How this process could possibly achieve Gabriel’s intended goal is never explained, but that’s simply tossed aside to focus on one of his students, Holt (Alex Roe), who’s among the test subjects. Happily—or not—Holt’s girlfriend Julia (Matilda Lutz) intervenes, and before long she’s watched the tape to save the boy she loves. But there’s a twist (also unexplained): she sees more creepy images on the tape than others have—clues that lead her and Holt to the sleepy town of Sacrament Valley. Their goal is to discover how the tape originated and how to end its progressive reign of terror. That will involve them with a couple of the nearly-deserted burg’s few remaining residents: the close-mouthed owner of the local bed-and-breakfast (Jill Jane Clements) with the forbidding name of Styx, and Burke (poor Vincent D’Onofrio, stuck again playing a supporting role in a piece of genre junk), the blind guy who guards the town’s cemetery.

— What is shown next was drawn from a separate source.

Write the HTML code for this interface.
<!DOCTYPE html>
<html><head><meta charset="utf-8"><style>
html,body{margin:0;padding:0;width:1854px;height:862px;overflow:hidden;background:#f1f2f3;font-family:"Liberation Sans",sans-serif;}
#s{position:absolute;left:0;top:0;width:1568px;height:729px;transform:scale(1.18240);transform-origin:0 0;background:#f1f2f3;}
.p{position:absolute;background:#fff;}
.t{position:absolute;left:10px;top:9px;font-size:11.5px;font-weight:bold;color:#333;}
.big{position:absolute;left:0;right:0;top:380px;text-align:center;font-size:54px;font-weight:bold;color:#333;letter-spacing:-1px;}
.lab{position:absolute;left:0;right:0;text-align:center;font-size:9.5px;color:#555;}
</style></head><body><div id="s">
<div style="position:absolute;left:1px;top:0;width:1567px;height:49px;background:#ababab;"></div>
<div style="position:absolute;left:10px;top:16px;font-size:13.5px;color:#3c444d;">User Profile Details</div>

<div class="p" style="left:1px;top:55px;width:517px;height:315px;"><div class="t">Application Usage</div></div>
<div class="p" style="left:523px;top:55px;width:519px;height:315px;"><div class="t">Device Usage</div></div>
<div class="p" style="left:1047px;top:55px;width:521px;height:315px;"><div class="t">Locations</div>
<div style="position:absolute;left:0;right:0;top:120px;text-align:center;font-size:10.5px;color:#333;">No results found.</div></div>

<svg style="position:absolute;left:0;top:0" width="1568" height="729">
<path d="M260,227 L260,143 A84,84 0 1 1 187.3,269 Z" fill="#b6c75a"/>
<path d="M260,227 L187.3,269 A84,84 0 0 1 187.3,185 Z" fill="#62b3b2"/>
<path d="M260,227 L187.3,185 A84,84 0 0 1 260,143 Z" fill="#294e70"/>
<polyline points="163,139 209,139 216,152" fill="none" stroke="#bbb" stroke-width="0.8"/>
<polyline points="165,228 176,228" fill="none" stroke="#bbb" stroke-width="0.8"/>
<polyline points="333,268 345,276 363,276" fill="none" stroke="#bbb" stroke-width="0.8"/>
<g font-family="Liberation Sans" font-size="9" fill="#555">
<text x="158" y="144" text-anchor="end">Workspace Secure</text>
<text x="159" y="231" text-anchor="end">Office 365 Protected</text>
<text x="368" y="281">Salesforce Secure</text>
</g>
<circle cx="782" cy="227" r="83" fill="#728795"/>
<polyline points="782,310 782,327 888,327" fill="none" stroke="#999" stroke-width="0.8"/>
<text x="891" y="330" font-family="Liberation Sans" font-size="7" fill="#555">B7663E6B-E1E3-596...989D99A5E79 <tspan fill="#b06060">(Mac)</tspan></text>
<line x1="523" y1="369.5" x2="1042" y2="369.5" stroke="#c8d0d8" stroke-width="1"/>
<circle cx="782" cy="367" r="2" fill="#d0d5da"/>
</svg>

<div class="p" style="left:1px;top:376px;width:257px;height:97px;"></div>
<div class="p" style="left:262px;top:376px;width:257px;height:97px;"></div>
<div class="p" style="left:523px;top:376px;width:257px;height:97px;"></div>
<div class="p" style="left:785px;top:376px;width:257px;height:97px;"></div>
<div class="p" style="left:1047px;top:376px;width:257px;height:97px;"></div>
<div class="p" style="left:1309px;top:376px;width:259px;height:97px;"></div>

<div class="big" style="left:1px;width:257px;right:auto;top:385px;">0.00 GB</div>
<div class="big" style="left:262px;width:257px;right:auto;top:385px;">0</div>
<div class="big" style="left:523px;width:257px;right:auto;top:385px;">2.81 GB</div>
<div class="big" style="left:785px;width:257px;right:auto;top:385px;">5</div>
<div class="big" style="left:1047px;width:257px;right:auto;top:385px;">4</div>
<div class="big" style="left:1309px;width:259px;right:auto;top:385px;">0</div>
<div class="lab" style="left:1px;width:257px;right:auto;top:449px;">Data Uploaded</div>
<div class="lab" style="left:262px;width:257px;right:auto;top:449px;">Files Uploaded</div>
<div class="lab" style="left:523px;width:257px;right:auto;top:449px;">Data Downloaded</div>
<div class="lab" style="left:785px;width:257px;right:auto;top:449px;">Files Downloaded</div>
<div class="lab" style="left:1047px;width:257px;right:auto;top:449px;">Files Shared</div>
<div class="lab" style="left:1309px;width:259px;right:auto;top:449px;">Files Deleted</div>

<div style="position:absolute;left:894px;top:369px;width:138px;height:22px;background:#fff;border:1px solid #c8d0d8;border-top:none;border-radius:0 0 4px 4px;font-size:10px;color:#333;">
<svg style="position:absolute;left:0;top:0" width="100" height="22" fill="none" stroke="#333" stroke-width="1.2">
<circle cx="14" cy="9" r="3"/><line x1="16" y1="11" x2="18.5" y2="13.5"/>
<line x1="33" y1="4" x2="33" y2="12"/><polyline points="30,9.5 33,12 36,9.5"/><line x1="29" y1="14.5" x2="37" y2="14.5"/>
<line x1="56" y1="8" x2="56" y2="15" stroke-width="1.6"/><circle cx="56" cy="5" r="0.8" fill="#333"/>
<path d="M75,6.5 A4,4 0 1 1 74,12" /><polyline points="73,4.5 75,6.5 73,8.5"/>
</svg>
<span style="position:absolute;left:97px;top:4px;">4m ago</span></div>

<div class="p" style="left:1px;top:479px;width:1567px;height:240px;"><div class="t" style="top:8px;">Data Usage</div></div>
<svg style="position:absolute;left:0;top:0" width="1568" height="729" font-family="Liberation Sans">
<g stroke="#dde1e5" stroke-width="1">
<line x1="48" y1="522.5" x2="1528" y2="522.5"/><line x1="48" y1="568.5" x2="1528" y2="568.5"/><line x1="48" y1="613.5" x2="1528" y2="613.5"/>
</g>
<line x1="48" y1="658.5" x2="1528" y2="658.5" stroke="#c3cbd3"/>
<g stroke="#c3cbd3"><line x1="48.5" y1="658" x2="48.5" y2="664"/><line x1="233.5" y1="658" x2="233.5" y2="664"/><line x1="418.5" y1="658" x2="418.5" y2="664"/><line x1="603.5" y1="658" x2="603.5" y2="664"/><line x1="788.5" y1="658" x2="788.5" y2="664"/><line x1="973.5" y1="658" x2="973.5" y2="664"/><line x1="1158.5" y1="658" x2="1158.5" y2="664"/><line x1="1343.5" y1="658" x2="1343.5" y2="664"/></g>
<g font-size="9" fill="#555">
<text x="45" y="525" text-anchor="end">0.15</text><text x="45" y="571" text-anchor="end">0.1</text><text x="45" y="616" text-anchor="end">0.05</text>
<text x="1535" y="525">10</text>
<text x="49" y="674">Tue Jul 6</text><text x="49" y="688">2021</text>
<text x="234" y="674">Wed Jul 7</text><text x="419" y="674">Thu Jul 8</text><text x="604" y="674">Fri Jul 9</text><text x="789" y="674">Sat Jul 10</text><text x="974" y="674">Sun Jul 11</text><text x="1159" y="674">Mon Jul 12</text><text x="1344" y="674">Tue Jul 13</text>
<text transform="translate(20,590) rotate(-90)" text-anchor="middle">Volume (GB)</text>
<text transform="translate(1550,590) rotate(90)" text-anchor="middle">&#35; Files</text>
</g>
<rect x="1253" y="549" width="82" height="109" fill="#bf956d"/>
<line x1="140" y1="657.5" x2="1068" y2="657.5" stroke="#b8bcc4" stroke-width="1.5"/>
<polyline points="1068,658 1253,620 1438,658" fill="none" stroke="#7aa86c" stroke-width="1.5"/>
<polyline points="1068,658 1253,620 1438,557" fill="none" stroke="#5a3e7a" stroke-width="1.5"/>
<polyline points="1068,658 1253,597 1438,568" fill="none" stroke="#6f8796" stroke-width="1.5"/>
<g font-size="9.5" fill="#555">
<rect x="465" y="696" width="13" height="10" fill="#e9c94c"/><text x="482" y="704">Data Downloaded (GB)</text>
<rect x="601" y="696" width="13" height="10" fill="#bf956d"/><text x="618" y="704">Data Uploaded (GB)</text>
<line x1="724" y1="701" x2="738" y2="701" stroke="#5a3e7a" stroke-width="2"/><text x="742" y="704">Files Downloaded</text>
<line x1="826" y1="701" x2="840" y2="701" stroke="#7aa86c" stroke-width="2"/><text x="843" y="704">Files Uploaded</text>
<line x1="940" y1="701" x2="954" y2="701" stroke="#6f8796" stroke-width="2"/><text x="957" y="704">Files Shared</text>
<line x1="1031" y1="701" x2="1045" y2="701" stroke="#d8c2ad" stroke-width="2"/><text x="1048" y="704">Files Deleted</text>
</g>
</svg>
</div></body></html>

What ensues is narrative chaos of almost unfathomable proportions, involving—as far as one can make out—child abuse, hidden skeletons, symbols that are for some reason in Braille, reincarnation and that old standby revenge, to list only a few of the elements. Periodically the spooky black-and-white footage from the VHS tape of the original “Ring” movies is revisited, with additions; unfortunately, its strobe-lighty effects have lost much of their punch, and the new material—shots of floods, burning flesh, swarms of insects and snakes, among other things—doesn’t raise any goose bumps. An attempt at a closing twist is designed to push the concept fully into the digital age, but while it paves the way for a sequel that will probably never come, it pretty much makes mush of the resolution that’s preceded it.
Gutierrez probably never had a shot at generating any suspense or shocks from this grab-bag of inane horror tropes, but he, cinematographer Sharone Meir and editors Steve Mirkovich and Jeremiah O’Driscoll don’t even seem to have tried, adopting a lethargic, sleep-inducing pace accentuated by painfully murky visuals. Even Matthew Margeson’s score sounds undernourished. Predictably, the acting suffers from the same defects. Except for D’Onofrio, who chews whatever scenery is on hand with relish, the actors appear to be tired—or perhaps are merely suffering from the same fog of confusion the movie induces in the audience.

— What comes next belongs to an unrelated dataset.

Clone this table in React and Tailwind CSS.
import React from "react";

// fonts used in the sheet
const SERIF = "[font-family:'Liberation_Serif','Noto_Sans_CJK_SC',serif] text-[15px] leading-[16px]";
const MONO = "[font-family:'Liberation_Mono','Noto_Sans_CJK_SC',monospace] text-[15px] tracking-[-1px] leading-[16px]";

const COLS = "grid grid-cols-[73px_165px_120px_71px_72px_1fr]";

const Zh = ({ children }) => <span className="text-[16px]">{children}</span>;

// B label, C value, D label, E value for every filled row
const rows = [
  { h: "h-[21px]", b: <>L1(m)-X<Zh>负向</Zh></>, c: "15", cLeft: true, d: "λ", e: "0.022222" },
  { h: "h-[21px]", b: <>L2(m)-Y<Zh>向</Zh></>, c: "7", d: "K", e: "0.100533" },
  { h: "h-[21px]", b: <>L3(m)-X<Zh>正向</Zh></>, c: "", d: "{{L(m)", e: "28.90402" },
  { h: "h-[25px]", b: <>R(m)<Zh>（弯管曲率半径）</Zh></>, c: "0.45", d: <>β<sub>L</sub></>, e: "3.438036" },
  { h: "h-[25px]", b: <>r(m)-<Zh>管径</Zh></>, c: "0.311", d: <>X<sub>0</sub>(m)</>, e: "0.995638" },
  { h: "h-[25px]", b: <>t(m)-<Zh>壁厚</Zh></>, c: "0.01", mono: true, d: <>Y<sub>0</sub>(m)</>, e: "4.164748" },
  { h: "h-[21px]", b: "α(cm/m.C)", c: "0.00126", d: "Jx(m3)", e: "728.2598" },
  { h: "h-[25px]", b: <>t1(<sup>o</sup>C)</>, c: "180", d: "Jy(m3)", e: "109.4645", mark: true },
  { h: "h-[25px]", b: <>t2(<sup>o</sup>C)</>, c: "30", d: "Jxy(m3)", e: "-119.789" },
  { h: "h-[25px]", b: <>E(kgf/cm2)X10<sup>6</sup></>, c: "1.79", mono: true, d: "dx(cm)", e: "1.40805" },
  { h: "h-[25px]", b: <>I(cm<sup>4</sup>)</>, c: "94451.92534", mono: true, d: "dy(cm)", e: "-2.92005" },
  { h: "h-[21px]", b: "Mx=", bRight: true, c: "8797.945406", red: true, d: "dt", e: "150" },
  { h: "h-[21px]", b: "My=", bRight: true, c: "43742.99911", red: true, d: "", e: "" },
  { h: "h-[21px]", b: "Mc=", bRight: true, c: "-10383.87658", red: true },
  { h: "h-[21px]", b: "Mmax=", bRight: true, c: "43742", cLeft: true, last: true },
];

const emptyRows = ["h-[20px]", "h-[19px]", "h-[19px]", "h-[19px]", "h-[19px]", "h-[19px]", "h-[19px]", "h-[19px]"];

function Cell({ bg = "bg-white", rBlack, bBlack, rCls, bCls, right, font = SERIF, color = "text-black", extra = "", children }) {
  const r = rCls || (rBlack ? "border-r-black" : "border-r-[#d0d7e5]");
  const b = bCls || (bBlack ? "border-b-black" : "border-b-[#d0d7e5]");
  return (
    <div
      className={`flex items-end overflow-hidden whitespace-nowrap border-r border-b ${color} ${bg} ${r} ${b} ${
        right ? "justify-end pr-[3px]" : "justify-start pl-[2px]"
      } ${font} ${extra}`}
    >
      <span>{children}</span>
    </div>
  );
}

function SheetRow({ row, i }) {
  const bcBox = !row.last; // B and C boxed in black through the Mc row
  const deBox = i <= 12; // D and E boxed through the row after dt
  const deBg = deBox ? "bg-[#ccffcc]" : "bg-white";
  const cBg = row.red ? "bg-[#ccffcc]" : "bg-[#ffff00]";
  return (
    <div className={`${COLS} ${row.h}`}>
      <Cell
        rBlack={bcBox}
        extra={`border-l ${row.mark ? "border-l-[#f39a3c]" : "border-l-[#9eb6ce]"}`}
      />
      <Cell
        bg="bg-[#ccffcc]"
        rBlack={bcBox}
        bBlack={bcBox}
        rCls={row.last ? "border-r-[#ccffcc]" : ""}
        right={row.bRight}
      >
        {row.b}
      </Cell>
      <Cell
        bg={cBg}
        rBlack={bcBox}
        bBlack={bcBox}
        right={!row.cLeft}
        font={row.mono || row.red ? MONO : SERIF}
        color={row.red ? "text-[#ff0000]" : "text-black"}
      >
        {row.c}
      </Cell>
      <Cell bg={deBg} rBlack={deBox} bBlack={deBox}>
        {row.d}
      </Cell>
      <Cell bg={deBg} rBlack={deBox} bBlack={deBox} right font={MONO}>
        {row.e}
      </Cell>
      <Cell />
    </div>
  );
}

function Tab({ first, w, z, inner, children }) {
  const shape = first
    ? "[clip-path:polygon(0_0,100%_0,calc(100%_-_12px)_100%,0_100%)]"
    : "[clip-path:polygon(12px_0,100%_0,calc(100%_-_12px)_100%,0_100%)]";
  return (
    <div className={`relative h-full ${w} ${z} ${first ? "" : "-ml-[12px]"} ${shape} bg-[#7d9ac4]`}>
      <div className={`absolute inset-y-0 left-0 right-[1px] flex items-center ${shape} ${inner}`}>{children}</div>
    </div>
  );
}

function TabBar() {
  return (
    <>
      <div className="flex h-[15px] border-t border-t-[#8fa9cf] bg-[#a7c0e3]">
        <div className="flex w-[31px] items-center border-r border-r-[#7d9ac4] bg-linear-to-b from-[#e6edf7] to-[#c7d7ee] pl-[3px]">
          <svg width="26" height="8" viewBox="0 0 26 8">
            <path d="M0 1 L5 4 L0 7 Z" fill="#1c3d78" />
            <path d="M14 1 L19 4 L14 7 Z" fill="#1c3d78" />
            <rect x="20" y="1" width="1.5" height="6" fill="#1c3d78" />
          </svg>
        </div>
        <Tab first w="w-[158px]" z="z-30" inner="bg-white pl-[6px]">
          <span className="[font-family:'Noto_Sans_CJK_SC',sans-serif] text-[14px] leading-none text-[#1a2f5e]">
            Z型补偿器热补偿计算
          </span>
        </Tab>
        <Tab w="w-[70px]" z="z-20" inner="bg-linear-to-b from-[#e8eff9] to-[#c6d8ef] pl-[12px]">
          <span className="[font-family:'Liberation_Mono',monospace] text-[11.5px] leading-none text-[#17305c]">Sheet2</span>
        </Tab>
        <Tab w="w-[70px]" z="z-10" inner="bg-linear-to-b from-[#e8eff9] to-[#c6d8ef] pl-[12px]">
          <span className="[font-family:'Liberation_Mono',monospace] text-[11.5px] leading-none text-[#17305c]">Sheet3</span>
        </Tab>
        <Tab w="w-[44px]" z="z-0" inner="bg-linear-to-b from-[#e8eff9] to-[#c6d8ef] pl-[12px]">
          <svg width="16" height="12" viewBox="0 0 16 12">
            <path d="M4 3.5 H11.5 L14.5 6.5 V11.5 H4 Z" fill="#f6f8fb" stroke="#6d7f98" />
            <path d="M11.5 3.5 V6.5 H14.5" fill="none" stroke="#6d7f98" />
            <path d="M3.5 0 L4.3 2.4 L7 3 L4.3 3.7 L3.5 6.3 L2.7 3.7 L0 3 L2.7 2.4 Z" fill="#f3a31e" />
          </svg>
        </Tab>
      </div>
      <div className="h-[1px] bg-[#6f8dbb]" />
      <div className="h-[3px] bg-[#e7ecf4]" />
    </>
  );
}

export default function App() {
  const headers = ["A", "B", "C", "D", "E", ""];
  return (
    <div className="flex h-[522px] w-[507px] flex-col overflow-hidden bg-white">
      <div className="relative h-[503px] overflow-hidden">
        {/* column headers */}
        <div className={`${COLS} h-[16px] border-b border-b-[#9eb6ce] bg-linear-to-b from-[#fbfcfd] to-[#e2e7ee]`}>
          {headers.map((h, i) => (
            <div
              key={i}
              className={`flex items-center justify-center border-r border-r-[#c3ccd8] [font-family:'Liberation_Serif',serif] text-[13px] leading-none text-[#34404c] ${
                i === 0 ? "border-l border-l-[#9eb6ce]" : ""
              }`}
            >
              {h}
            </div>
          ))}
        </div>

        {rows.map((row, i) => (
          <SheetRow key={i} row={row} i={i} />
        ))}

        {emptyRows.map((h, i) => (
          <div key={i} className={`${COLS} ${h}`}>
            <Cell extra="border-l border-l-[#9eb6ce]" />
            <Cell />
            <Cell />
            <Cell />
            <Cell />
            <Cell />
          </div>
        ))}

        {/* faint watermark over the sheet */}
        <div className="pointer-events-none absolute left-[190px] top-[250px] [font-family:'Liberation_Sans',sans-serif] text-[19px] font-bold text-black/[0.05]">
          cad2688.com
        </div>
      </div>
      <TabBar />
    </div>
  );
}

It’s customary to say of a horror movie that had it been done up with more imagination, it might have worked. In this case, however, the very notion of resurrecting “The Ring” was so wrong-headed, given the fact that time has so definitively passed the premise by, that it’s difficult to imagine it could ever have resulted in something even passable. It’s hard to understand what prompted Paramount to back such a foolhardy venture; it can only speak to the studio’s desperation after so many of its big-budget ventures have tanked and its last el cheapo horror franchise, the lucrative “Paranormal Activity” series, stumbled to a dead end. Whatever the cause, this redoubled “Ring” is no better than one you might find in a Cracker Jack box.